The big question is: what the heck is “educating the heart?” and “why is it important?”
Educating the heart refers to the importance of not only focusing on developing the cognitive aspects but also all the qualities that make us human and gives us meaning in our lives. This is a foundation that should be reached before people start educating the brain. If we secure the foundation of education, there is no reason the education of the brain shouldn’t be successfully approachable.
For students at Singapore American School, we often misidentify the foundation of true learning. Students in SAS often get tied down by the most exquisite kind of agony from their academic life. However, these students have the ability to learn from existing countries that have found success in their education system. Finland is known for having a utopian education system with Finnish students scoring near the top in the Program for International Student Assessment (or PISA) for reading, mathematics, and science. What is more surprising is that Finnish students spend less time in school than students in the Singapore American School and have a lower homework rate than their peers in other countries. So what exactly is the secret to their success? How does SAS compare with schools in Finland?

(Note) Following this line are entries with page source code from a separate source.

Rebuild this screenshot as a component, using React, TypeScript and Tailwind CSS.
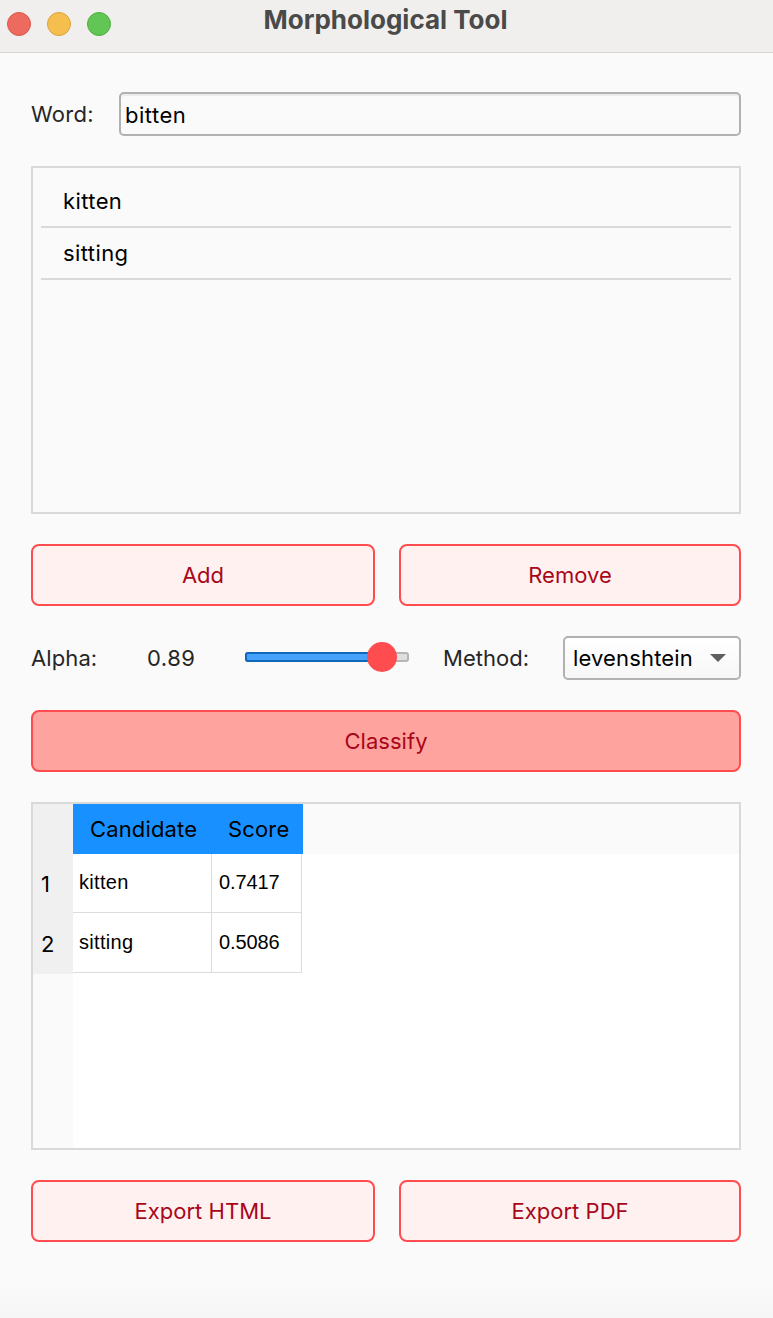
import { useState } from "react";

const words = ["kitten", "sitting"];
const results = [
  { candidate: "kitten", score: "0.7417" },
  { candidate: "sitting", score: "0.5086" },
];

function ActionButton({ label, className = "bg-[#fff1f0]" }: { label: string; className?: string }) {
  return (
    <button
      className={`flex h-[62px] w-full items-center justify-center rounded-lg border-2 border-[#ff4d4f] text-[#a8071a] tracking-[0.04px] ${className}`}
    >
      {label}
    </button>
  );
}

function TitleBar() {
  return (
    <header className="grid h-[53px] shrink-0 grid-cols-[1fr_auto_1fr] border-b border-[#d5d4d2] bg-[#f0efed]">
      <div className="flex gap-4 pt-3 pl-[7px]">
        <span className="size-6 rounded-full border border-[#d9574c] bg-[#ed6a5f]" />
        <span className="size-6 rounded-full border border-[#dba33e] bg-[#f5bf4f]" />
        <span className="size-6 rounded-full border border-[#4fae3c] bg-[#62c655]" />
      </div>
      <h1 className="-ml-0.5 pt-1 text-[26px] leading-8 font-bold text-[#4a4a4a]">Morphological Tool</h1>
    </header>
  );
}

export default function App() {
  const [word, setWord] = useState("bitten");

  return (
    <div className="flex h-[1318px] w-[773px] flex-col overflow-hidden bg-[linear-gradient(#fafafa_1285px,#f6f6f6_1318px)] font-['Inter',sans-serif] text-[22px] leading-[30px] text-black">
      <TitleBar />
      <main className="flex flex-col pt-[39px] pr-8 pl-[31px]">
        <label className="flex h-11 items-center">
          <span className="w-[88px] tracking-[0.3px] text-[#262626]">Word:</span>
          <input
            value={word}
            onChange={(e) => setWord(e.target.value)}
            className="h-11 w-[622px] rounded-[5px] border-2 border-[#b1b1b1] bg-transparent pt-0.5 pl-1 tracking-[0.5px] shadow-[inset_0_2px_0_#ebebeb] outline-none"
          />
        </label>

        <ul className="mt-[30px] h-[348px] border-2 border-[#d9d9d9] px-2 pt-2">
          {words.map((w) => (
            <li key={w} className="flex h-[52px] items-center border-b-2 border-[#d9d9d9] pl-[22px] tracking-[0.4px]">
              {w}
            </li>
          ))}
        </ul>

        <div className="mt-[30px] grid grid-cols-[344px_342px] gap-6">
          <ActionButton label="Add" />
          <ActionButton label="Remove" />
        </div>

        <div className="mt-[30px] flex h-11 items-center text-[#262626]">
          <span className="w-[116px] tracking-[0.1px]">Alpha:</span>
          <span className="w-[98px] tracking-[0.5px]">0.89</span>
          <div className="relative -mt-0.5 h-2.5 w-[164px] rounded-[3px] border-2 border-[#b5b5b5] bg-[#dedede]">
            <div className="absolute -top-0.5 -left-0.5 h-2.5 w-[137px] rounded-[3px] border-2 border-[#1166b8] bg-[#45a1fb]" />
            <div className="absolute -top-3 left-[120px] size-[30px] rounded-full bg-[#ff4d4f]" />
          </div>
          <span className="ml-[34px] w-[120px] tracking-[0.05px]">Method:</span>
          <button className="flex h-11 w-[178px] items-center justify-between rounded-[5px] border-2 border-[#b1b1b1] bg-linear-to-b from-white to-[#f7f7f7] pr-[13px] pl-2 tracking-[0.15px] text-black">
            levenshtein
            <svg width="16" height="8" viewBox="0 0 16 8" fill="#5f5f5f">
              <path d="M0 0H16L8 8Z" />
            </svg>
          </button>
        </div>

        <div className="mt-[30px]">
          <ActionButton label="Classify" className="bg-[#ffa39e]" />
        </div>

        <div className="mt-[30px] flex h-[348px] border-2 border-[#d9d9d9] bg-white">
          <div className="w-10 bg-[#fafafa]">
            <div className="h-[170px] bg-[#f0f0f0] pt-[50px]">
              {results.map((r, i) => (
                <div key={r.candidate} className="flex h-[60px] items-center pl-2">
                  {i + 1}
                </div>
              ))}
            </div>
          </div>
          <div className="flex-1">
            <div className="flex h-[50px] bg-[#fafafa] tracking-[0.15px]">
              <div className="flex w-[139px] items-center bg-[#1890ff] pl-[17px]">Candidate</div>
              <div className="flex w-[91px] items-center bg-[#1890ff] pl-4">Score</div>
            </div>
            <div className="font-['Liberation_Sans',sans-serif] text-[20px]">
              {results.map((r, i) => (
                <div key={r.candidate} className={i === 0 ? "flex h-[59px]" : "flex h-[60px]"}>
                  <div className="flex w-[139px] items-center border-r border-b border-[#dcdcdc] pb-0.5 pl-1.5 tracking-[0.3px]">
                    {r.candidate}
                  </div>
                  <div className="flex w-[90px] items-center border-r border-b border-[#dcdcdc] pb-0.5 pl-[7px] tracking-[-0.1px]">
                    {r.score}
                  </div>
                </div>
              ))}
            </div>
          </div>
        </div>

        <div className="mt-[30px] grid grid-cols-[344px_342px] gap-6">
          <ActionButton label="Export HTML" />
          <ActionButton label="Export PDF" />
        </div>
      </main>
    </div>
  );
}
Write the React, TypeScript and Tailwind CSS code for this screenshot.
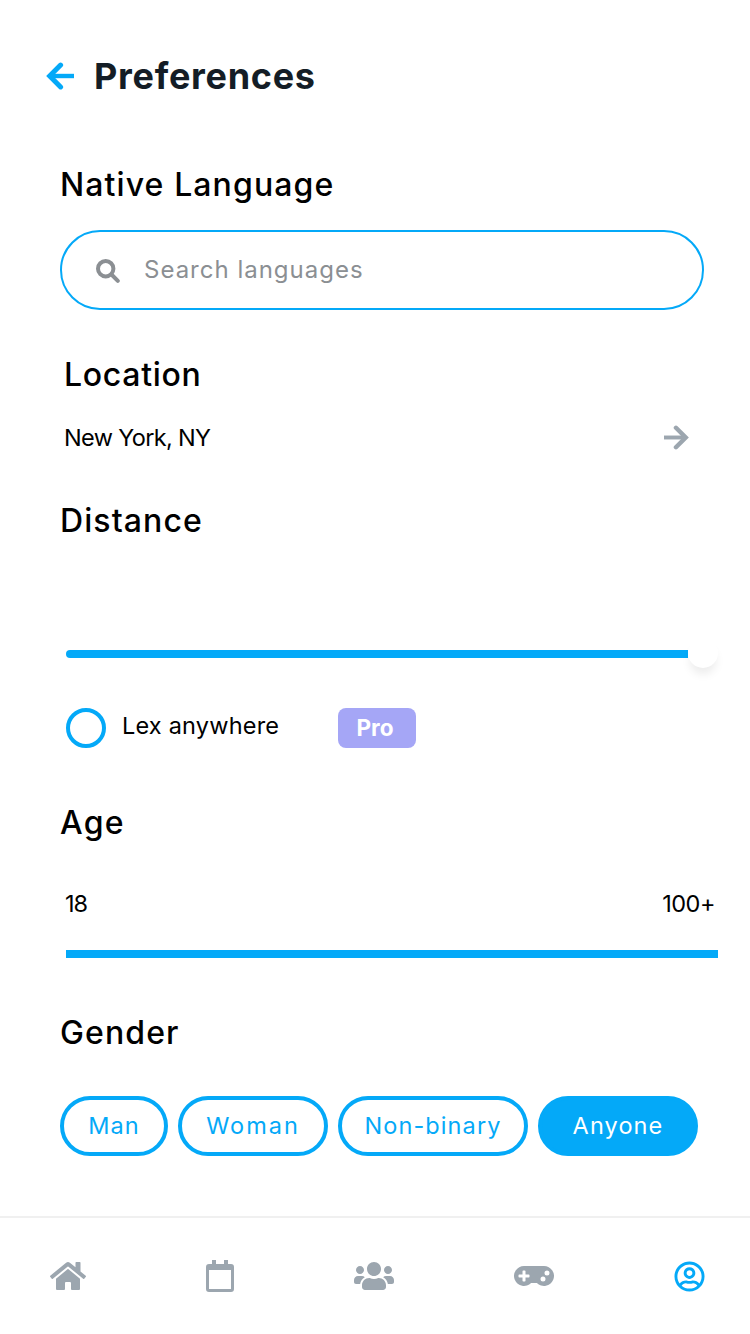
import { useState } from "react";
import clsx from "clsx";
import { FaGamepad, FaHome, FaRegUserCircle, FaUsers } from "react-icons/fa";

function ArrowIcon({ className }: { className?: string }) {
  return (
    <svg viewBox="0 0 28 28" fill="none" stroke="currentColor" className={className}>
      <path d="M28 14H4" strokeWidth="4.4" />
      <path d="M14.6 3.1L3.7 14l10.9 10.9" strokeWidth="5" strokeLinecap="round" />
    </svg>
  );
}

function SearchIcon({ className }: { className?: string }) {
  return (
    <svg viewBox="0 0 24 24" fill="none" stroke="currentColor" strokeWidth="4" className={className}>
      <circle cx="9.7" cy="9.7" r="7.7" />
      <path d="M15.5 15.5l6.3 6.3" strokeLinecap="round" />
    </svg>
  );
}

function CalendarIcon({ className }: { className?: string }) {
  return (
    <svg viewBox="0 0 28 32" fill="currentColor" className={className}>
      <path
        fillRule="evenodd"
        d="M6 0h4v4h8V0h4v4h3a3 3 0 0 1 3 3v22a3 3 0 0 1-3 3H3a3 3 0 0 1-3-3V7a3 3 0 0 1 3-3h3zM3 10v19h22V10z"
      />
    </svg>
  );
}

const genders = [
  { label: "Man", className: "w-[108px] tracking-[1px]" },
  { label: "Woman", className: "w-[150px] tracking-[2px]" },
  { label: "Non-binary", className: "w-[190px] tracking-[1.1px]" },
  { label: "Anyone", className: "w-[160px] tracking-[1.1px]" },
];

export default function App() {
  const [gender, setGender] = useState("Anyone");
  const [anywhere, setAnywhere] = useState(false);

  return (
    <div className="flex h-[1334px] w-[750px] flex-col overflow-hidden bg-white font-['Inter',sans-serif] text-[23.5px] text-black">
      <header className="mt-[46px] flex h-[60px] shrink-0 items-center pl-[46px]">
        <button aria-label="Back" className="text-[#04a9f8]">
          <ArrowIcon className="size-7" />
        </button>
        <h1 className="ml-5 text-[36px] font-bold tracking-[0.7px] text-[#141d26]">Preferences</h1>
      </header>

      <main className="flex flex-1 flex-col pl-[60px]">
        {/* Native language */}
        <section className="mt-[55px]">
          <h2 className="h-12 text-[32px] leading-12 font-medium tracking-[1.1px]">Native Language</h2>
          <label className="mt-[21px] flex h-20 w-[644px] items-center rounded-full border-2 border-[#04a9f8] pl-[34px]">
            <SearchIcon className="mt-0.5 size-6 text-[#8b8f93]" />
            <input
              type="text"
              placeholder="Search languages"
              className="ml-6 w-[480px] bg-transparent text-2xl tracking-[1px] outline-none placeholder:text-[#8b8f93]"
            />
          </label>
        </section>

        {/* Location */}
        <section className="mt-[41px] pl-1">
          <h2 className="h-12 text-[32px] leading-12 font-medium tracking-[0.7px]">Location</h2>
          <div className="mt-[19px] flex h-10 w-[625px] items-center justify-between">
            <span className="tracking-[-0.65px]">New York, NY</span>
            <ArrowIcon className="mb-0.5 size-[25px] rotate-180 text-[#9ca6af]" />
          </div>
        </section>

        {/* Distance */}
        <section className="mt-[39px]">
          <h2 className="h-12 text-[32px] leading-12 font-medium tracking-[1.1px]">Distance</h2>
          <div className="mt-[93px] ml-1.5 flex h-[30px] w-[652px] items-center">
            <div className="mt-0.5 h-2 flex-1 rounded-l-full bg-[#04a9f8]" />
            <div className="size-[30px] rounded-full bg-white shadow-[0_8px_10px_-2px_rgba(0,0,0,0.08)]" />
          </div>
          <div className="mt-10 ml-1.5 flex h-10 items-center">
            <button
              aria-label="Lex anywhere"
              onClick={() => setAnywhere(!anywhere)}
              className={clsx(
                "size-10 rounded-full border-4 border-[#04a9f8]",
                anywhere && "bg-[#04a9f8]",
              )}
            />
            <span className="mb-1 ml-4 w-[216px] tracking-[0.2px]">Lex anywhere</span>
            <span className="flex h-10 w-[78px] items-center justify-center rounded-lg bg-[#a5a6f6] pr-1 text-[22.5px] font-bold text-white">
              Pro
            </span>
          </div>
        </section>

        {/* Age */}
        <section className="mt-[51px]">
          <h2 className="h-12 text-[32px] leading-12 font-medium tracking-[1.2px]">Age</h2>
          <div className="mt-[37px] ml-[5px] flex h-10 w-[650px] items-center justify-between">
            <span className="tracking-[-1px]">18</span>
            <span className="tracking-[-0.5px]">100+</span>
          </div>
          <div className="mt-[26px] ml-1.5 h-2 w-[652px] bg-[#04a9f8]" />
        </section>

        {/* Gender */}
        <section className="mt-[51px]">
          <h2 className="h-12 text-[32px] leading-12 font-medium tracking-[1.1px]">Gender</h2>
          <div className="mt-[39px] flex gap-2.5">
            {genders.map((item) => (
              <button
                key={item.label}
                onClick={() => setGender(item.label)}
                className={clsx(
                  "h-[60px] rounded-full border-4 border-[#04a9f8] whitespace-nowrap",
                  item.className,
                  gender === item.label ? "bg-[#04a9f8] text-white" : "text-[#04a9f8]",
                )}
              >
                {item.label}
              </button>
            ))}
          </div>
        </section>
      </main>

      <nav className="flex h-[118px] shrink-0 items-center justify-between border-t-2 border-[#f0f0f0] pr-[45px] pl-[50px] text-[#9ca6af]">
        <FaHome className="size-9" />
        <CalendarIcon className="h-8 w-7" />
        <FaUsers className="size-10" />
        <FaGamepad className="size-10" />
        <FaRegUserCircle className="size-[31px] text-[#04a9f8]" />
      </nav>
    </div>
  );
}
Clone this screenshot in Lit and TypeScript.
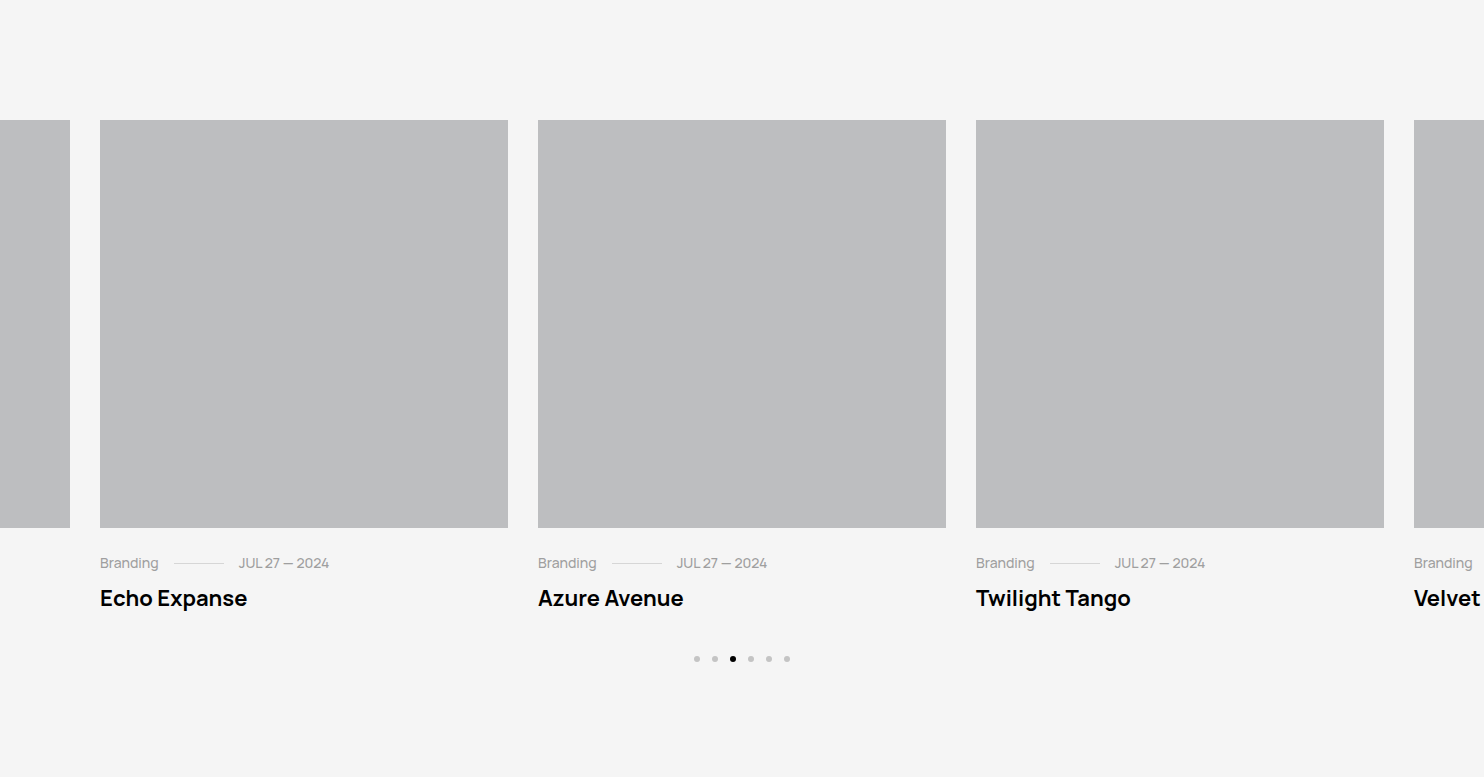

According to studies done by the Pasi Sahlberg, a former director general in the Finnish Ministry of Education and Culture, the secret to Finland’s success with education is how they deal with a student’s social life before academics. This is very different from SAS students who exist in a circle of competition without considering the consequences that might be mounting inside. Competition is something that every student should experience during their high school life — whether it is studying for the SATs or playing on the Varsity soccer team.
However, countries like Finland have insisted that students don’t necessarily have to be pressured into doing something to succeed. In that scenario, Finland’s education system would not be seeing similar results as it is currently seeing. Instead, it would probably match more towards the stress levels found in the SAS community.
When asked if stress is a standard casualty at SAS, Jin Hyung Kim, a freshman, replied: “Definitely yes. My peers and I both feel stress and we see it when we open PowerSchool and our parents yell at us for an entire day. I think the high-stress level has to do a lot with the high expectations – both at home and here at SAS.”
Stress does not originate solely from the student’s sense of accomplishment or failure, but also from expectations imposed by the student’s guardian or parent. It is indeed true that academic parental pressure to a certain extent can benefit the child as he or she receives motivation to do better. But in SAS, the ferocious “Tiger Moms,” as Sean Chang, a freshman describes, put so much pressure to the point where kids can often be abused verbally and physically. This stress likely has the opposite effect to that intended by the parent, which is to drive motivation within them. Instead, it causes them to worry, be less inspired, and feel more disappointed.
Expectations of the student’s performance should instead come after encouraging them. Encouragements can range from allowing the child to openly speak up about their academic life (without the constant pressure from parents) to offers of assistance with the work they are struggling in.
SAS students are hungry beasts, craving the notion of “perfection.” Yet, can this standard be met while giving students a chance to educate their hearts first? An understanding of “educating the heart” should be the ultimate concern of SAS students. Through learning what passion is and how to tailor their education to meet their heart’s desires, students create a trajectory to reach success in their academic life as well. Educating the heart must come before educating the mind. And until this is done, the students of SAS might very well remain victims of themselves — purveyors of a “heartless” education — with the absence of the very passion, curiosity, and drive that is vital to their success.